Scientific classification
- Kingdom: Animalia
- Phylum: Chordata
- Class: Mammalia
- Order: Chiroptera
- Family: Vespertilionidae
- Genus: Myotis
- Species: M. welwitschii
- Binomial name: Myotis welwitschii (Gray, 1866)

= Welwitsch's bat =

- Authority: (Gray, 1866)
- Conservation status: LC

Species of bat

Welwitsch's bat also known as Welwitsch's mouse-eared bat or Welwitsch's myotis (Myotis welwitschii) is a species of vesper bat native to Africa.

==Description==
Welwitsch's bat is a relatively large member of its genus, measuring about 12 cm in length, and weighing 12 to 17 g. The body is chestnut brown, with off-white underparts, while the wing membranes are particularly distinctive, being reddish in colour with irregular dark brown to black spots. The face is pinkish, with a moderately long snout and large round, coppery-red ears.

==Distribution and habitat==
Welwitsch's bat is found through much of eastern and southern Africa. In the east, it is patchily distributed from the Free State in South Africa to Ethiopia in the north, while further west it is also found in Zambia, the southern Democratic Republic of the Congo, and central Angola. It has also been reported from a single locality in Guinea.

Within this large region, the bat has been reported form a range of different habitats, but appears most common in open woodland and savannah.
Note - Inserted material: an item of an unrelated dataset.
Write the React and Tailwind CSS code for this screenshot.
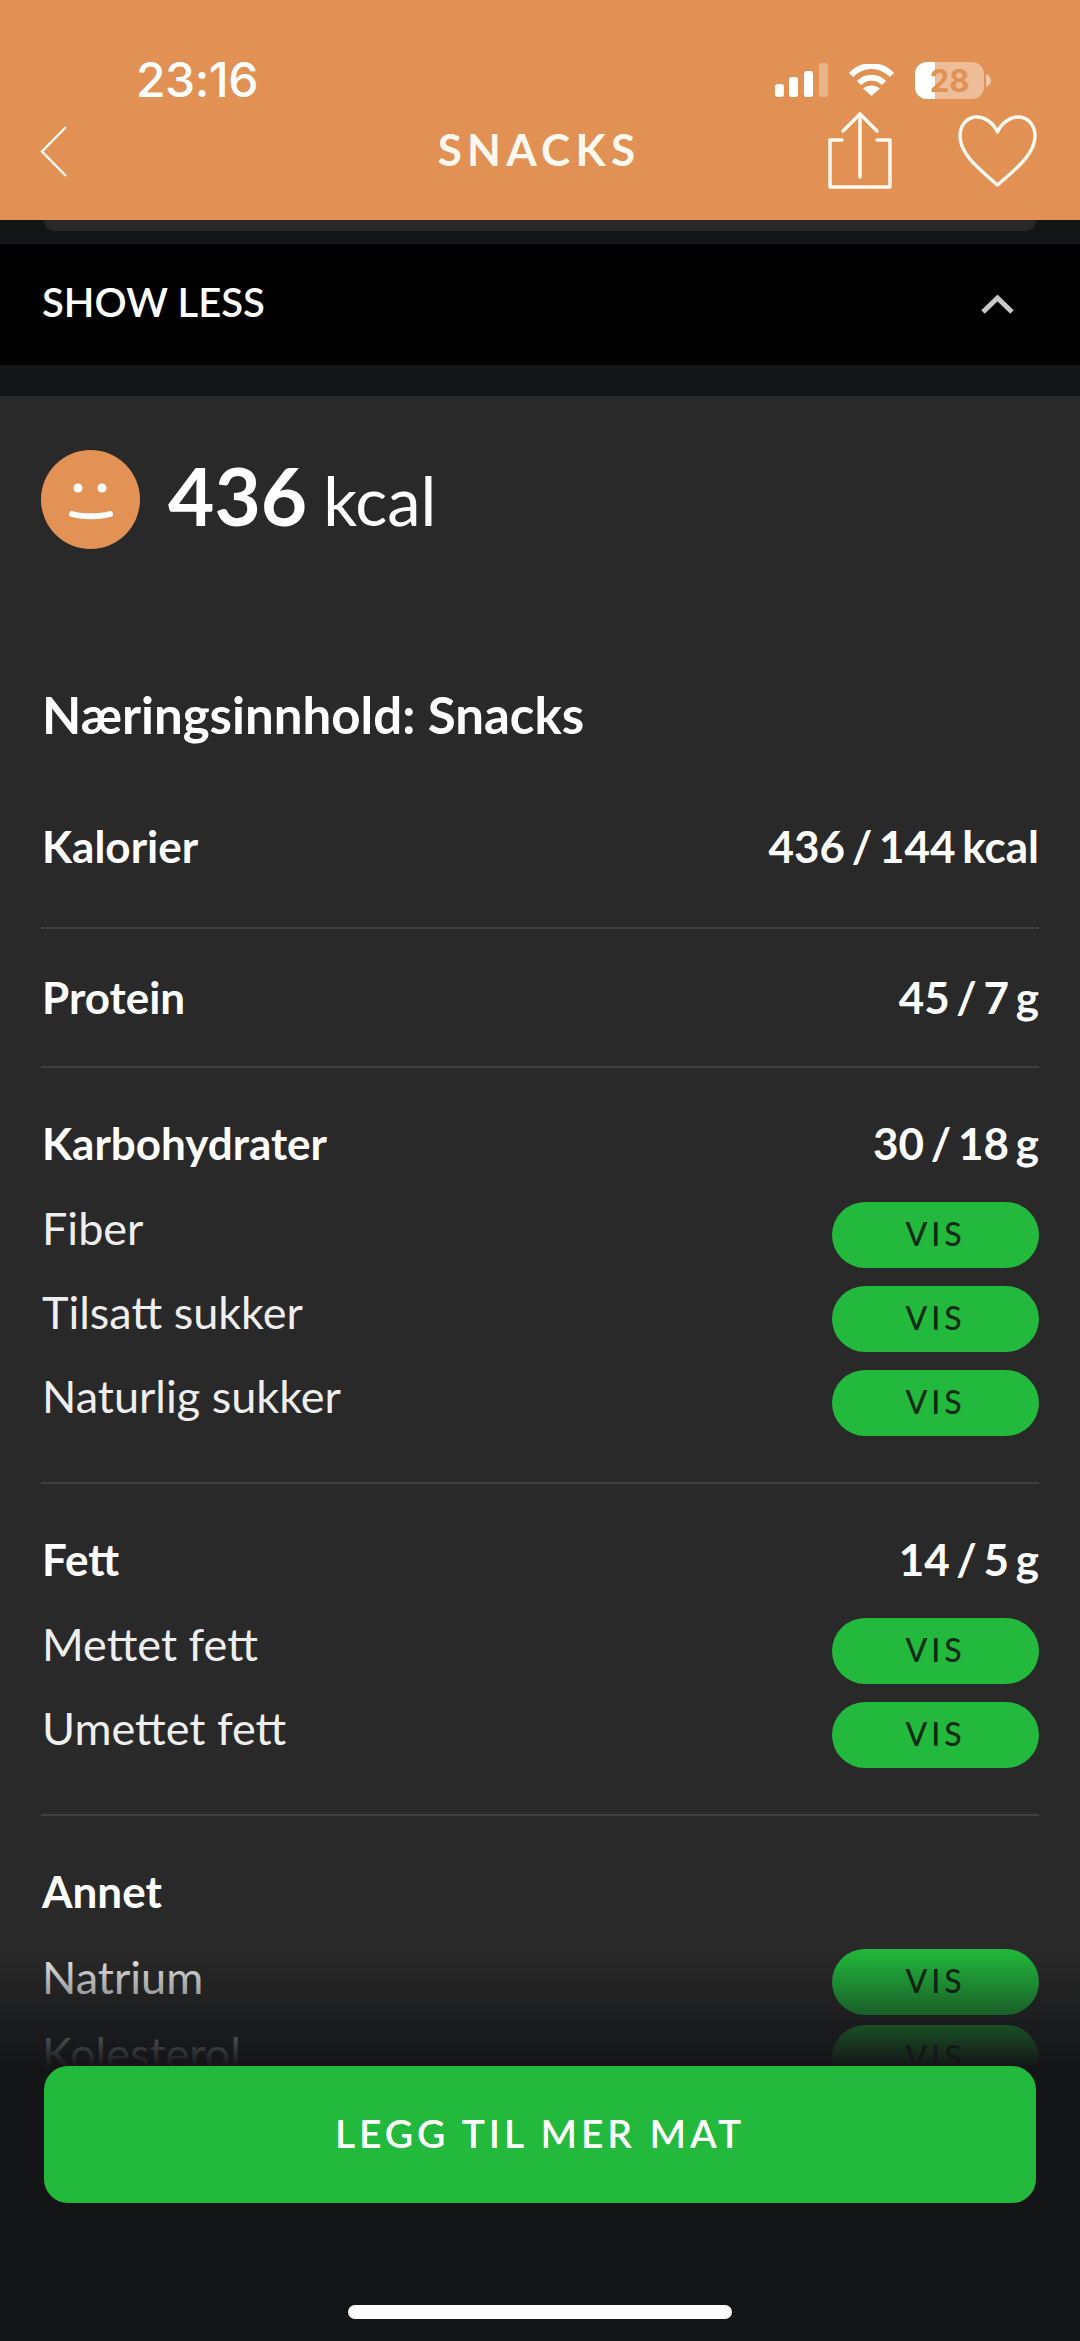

Welwitsch's bats generally roost alone, in trees, low bushes, artificial structures, or deep caves.

==Habits==
Welwitsch's bat has broad wings with a low aspect ratio, typical of a "clutter-edge forager", i.e. bats which search for prey along the edges of vegetation or buildings. Its diet consists of aerial insect prey such as moths, beetles and bugs, based on limited observations in Mpumalanga, South Africa. There is limited information about the reproductive and social habits of this species, there is a single recorded observation of a pair roosting together. Other sympatric species of Myotis bats tend to be seasonal breeders, with mating observed from late spring to summer and normally rearing between one and two young.